审美|《凉山纪》的乡愁书写( 二 )


?《凉山纪》为了建立对于凉山的审美距离 , 除却了功利性 。 著者何万敏在田野考察与文献考证方面是“日月之行 , 若出其中”;在读书评文、交友交流方面 , 更为“星汉灿烂 , 若出其里” 。 何万敏读书量大 , 本身又为文艺评论家 , 曾出版书评专集《有些缤纷 , 有些静默》 。 何万敏所交的益友多 , 如正是在20年前一个夏天交往了林耀华先生的大弟子庄孔韶的研究生萧亮中 , 才得以读到林耀华的《凉山夷家》 , 才得以将林耀华先生奉为自己的私淑老师 , 从而走上了研究凉山地方文化的学术与文学道路 。 何万敏还曾交往过凉山影像作品《百褶裙》的摄影家林茨 。 然而 , 令人痛惜的是学者萧亮中与摄影家林茨 , 都先后辞世了 。 重情重义的何万敏在《凉山纪》前言里 , 专门纪念道:“毫无疑问 , 林耀华先生 , 还有后来的萧亮中、林茨等诸多学者 , 对待学术的专注与诚实 , 对待生命的珍惜与信念 , 令人充满敬意 。 我望其项背 , 诚恳地追寻 。 ”
正是这样的考察考证 , 读书评书 , 交友交流 , 让何万敏对于大凉山保持了自己的审美距离 , 通过对凉山的时间的行走与阅读 , 转化为对于凉山的空间的把握与领悟 , 从而抵达了对凉山审美的精神高地 。 这亦是《凉山纪》文字耐读的又一奥义 。
何万敏对于自己的出生地美姑县侯播乃拖的关隘之地——牛牛坝充满了一种崇高的敬意 , 有一种依恋母亲般的恋地情结 。 牛牛坝在凉山大名鼎鼎 , 相传曾有一位名叫牛牛的彝族妇女最先定居此地 , 这在凉山彝族传说中都有记载 。 何万敏自语道:“牛牛坝既是一个短暂的终点 , 也是另一段旅程的起点 。 我无数次接近它 , 又无数次远离它 。 每一次 , 心中都充溢莫名的感怀 , 仿佛那是一扇门 , 是生命与一方天地达成某种会意或默契的通道 。 ”可以这样说 , 牛牛坝就是凉山在何万敏心中的浓缩象征 , 他对牛牛坝的恋地情结 , 就是对于整个凉山的身心与环境的同频共鸣:环境的严酷反而养成了感觉的敏锐 , 童年的经历是一生的影响 。
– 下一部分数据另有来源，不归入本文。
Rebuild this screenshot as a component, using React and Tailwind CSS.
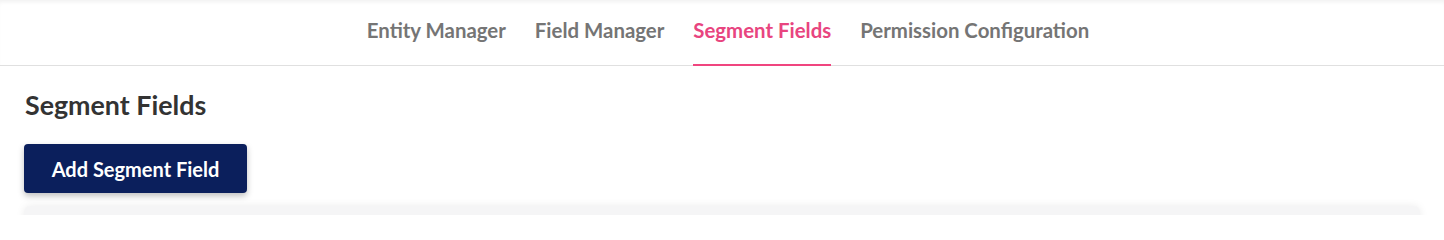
import React, { useState } from "react";

const tabs = [
  "Entity Manager",
  "Field Manager",
  "Segment Fields",
  "Permission Configuration",
];

function TabBar({ active, onChange }) {
  return (
    <div className="relative h-[66px] border-b border-[#e0e0e0] bg-white shadow-[inset_0_4px_4px_-2px_rgba(0,0,0,0.06)]">
      <div className="flex h-full items-stretch justify-center gap-[29px] pl-[12px]">
        {tabs.map((t) => (
          <button
            key={t}
            onClick={() => onChange(t)}
            className={
              "relative flex items-center pb-[5px] text-[20.4px] font-bold " +
              (active === t ? "text-[#e8457f]" : "text-[#757575]")
            }
          >
            {t}
            {active === t && (
              <span className="absolute bottom-[-1px] left-0 right-0 h-[2px] bg-[#f0457f]" />
            )}
          </button>
        ))}
      </div>
    </div>
  );
}

export default function App() {
  const [active, setActive] = useState("Segment Fields");

  return (
    <div
      className="h-[215px] overflow-hidden bg-white"
      style={{ fontFamily: "'Source Sans Pro', Lato, 'Noto Sans', sans-serif" }}
    >
      <TabBar active={active} onChange={setActive} />

      <div className="px-[24px] pt-[22px]">
        <h2 className="pl-[1px] text-[26.8px] font-bold leading-[34px] text-[#333333]">
          Segment Fields
        </h2>

        <button className="mt-[22px] h-[49px] w-[223px] rounded-[4px] bg-[#0b1f5c] text-[20px] font-bold text-white shadow-[0_3px_6px_rgba(0,0,0,0.25)]">
          Add Segment Field
        </button>

        <div className="mt-[13px] h-[40px] rounded-[6px] bg-[#f5f5f6] shadow-[0_0_8px_rgba(0,0,0,0.08)]" />
      </div>
    </div>
  );
}
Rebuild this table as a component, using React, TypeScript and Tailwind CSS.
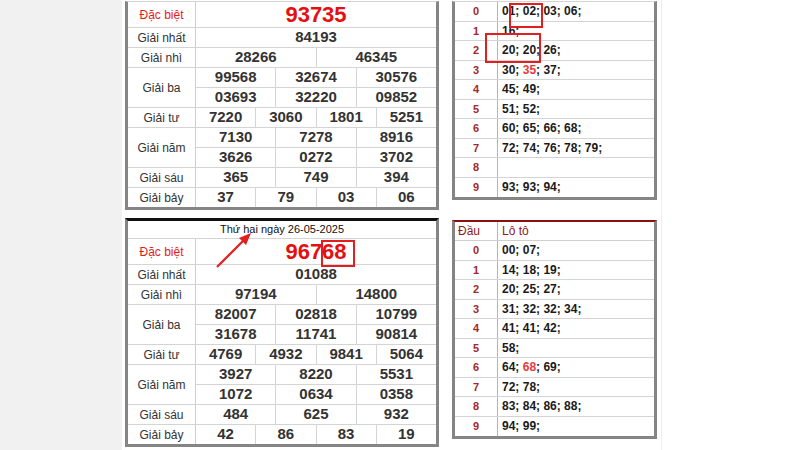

在《凉山纪》的描述里 , 有历史有地理有故事 , 更有世世代代生活在凉山大山深处的平凡人物 , 甘洛县海棠镇的民间艺人蒋学尧、会东县东德镇的潘友明一家人、板诺村的彝族带头人阿侯娘娘、首漂长江的彝族女子吉胡·阿莎、彝族行吟诗人兼歌手莫西子诗……这些人物有男有女 , 有汉人 , 更多是彝人 , 但都有一个总称“凉山人” 。
何万敏和这些笔下的凉山人不仅为采访者与受访人的关系 , 其中有不少人都是他们彼此深交信任的朋友 , 因为大家都是凉山人 , 大家都有着共同的凉山民族文化特征 , 都有共同文化胎记 。 正是这样 , 在《凉山纪》中详细记述了西昌古城——远在公元前111年西汉时汉武帝以邛都为越嶲郡 , 郡治邛都;“彝族的主要支系”是对凉山彝族的考证;“火把节发祥地”是对凉山节俗的探析;“漫长的修炼”是对彝族文化的诠释……田野考察与文献互证地记述了汉人、彝人的历史文化与风俗 。 如此的描述 , 不仅是在向前辈学者们致敬 , 并且让《凉山纪》隐隐地存有一条凉山民族志的脉络 , 而显示了凉山独特的文化魅力:雄浑、狂野、坚毅、深情 。